I have thought about many of the same as has been posted. 

For me, I like the philosophy of Robert Kiyosaki, stop thinking poor. The poor try to limit expenses. The rich try to expand their ability to have more cash flow.  

For investors, better income is about finding another income stream. It is not about finding that one way to make $100,000, but finding different ways within the same time amount invested to make $50k+$20K+$10k+$30k = $100,000+, etc.

So many people want to quit their jobs and replace their job income with real estate income because the stress appears to be less. I used to want similar, until I found that my job stress became non-existent after I added real estate income. And then I added another income stream. I could walk away from my day job now, but I don't see the point. So what if I am tied to a job, a trade of time for money. In reality is the same for any business, but each threshold of captivity versus the perks are different, that is the deciding factors. Now, rather than looking for a replacement income stream I just look for better income streams that utilize less time. 

Ironically, most of my hobbies have become an income source in some fashion.
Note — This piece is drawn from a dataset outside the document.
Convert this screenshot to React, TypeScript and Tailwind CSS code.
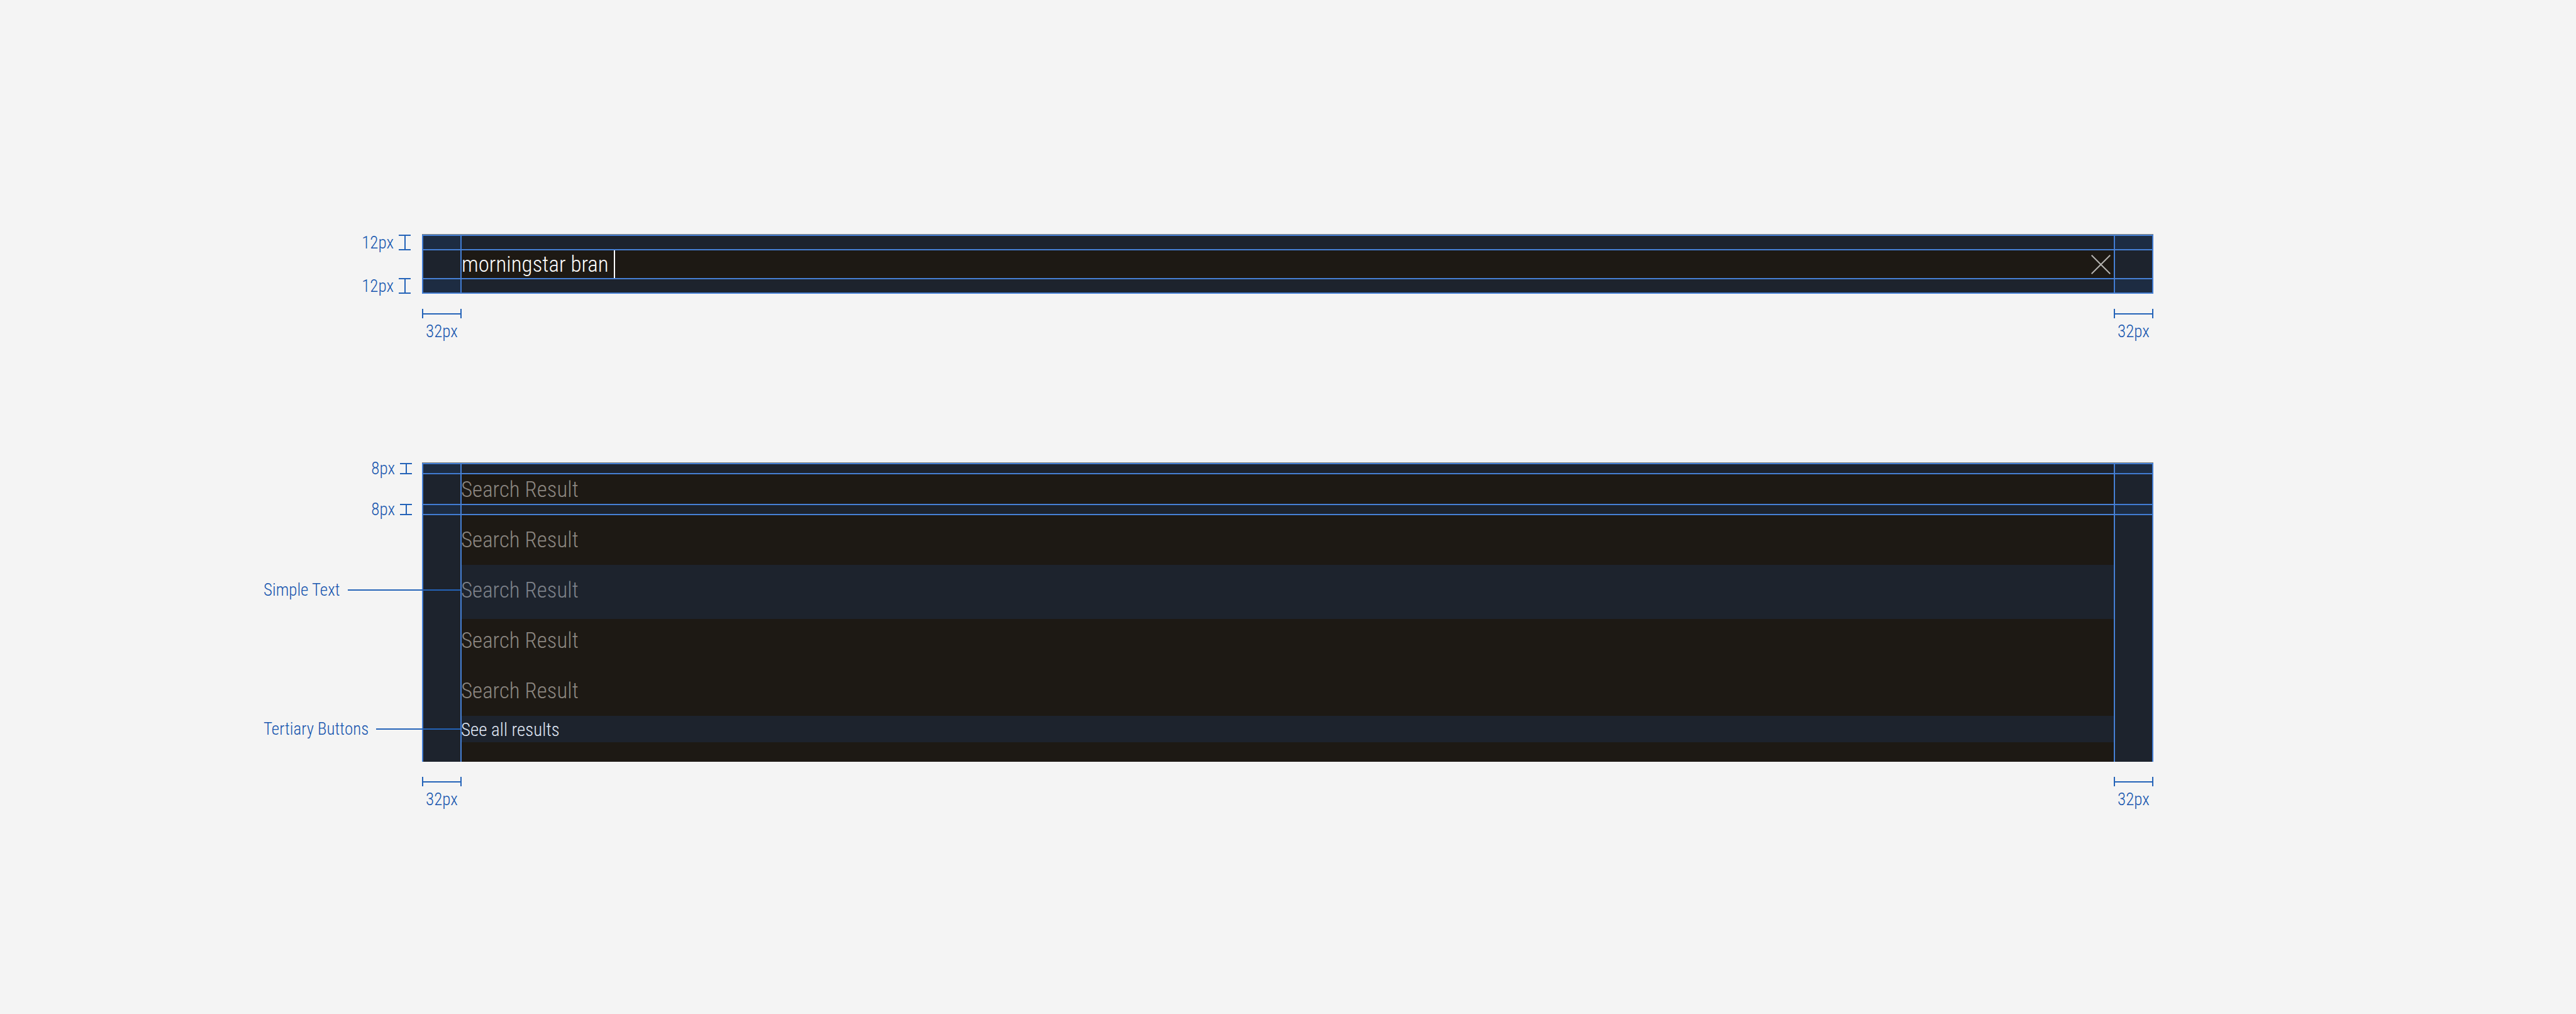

I.e. If I learn something new, then I coach others how to do what I did. And now I am very busy AND having the time of my life. Work for me just means that I spending time on an income stream - I have almost zero stress attached to that word. 

The question that people need to ask themselves is, "How do I create a life that I don't need to escape from, or go on vacation from?" Everyone has a different answer, yet the answer is where the happiness is found.

@Joe Splitrock here’s a ‘dumb question’ what is your definition of an ‘operator’? Don’t know why this term has evaded me after lurking for so long. Is it just the active participant in managing a property? A little embarrassed asking but I’ve heard it I think 10 times just today and now I can’t unhear it.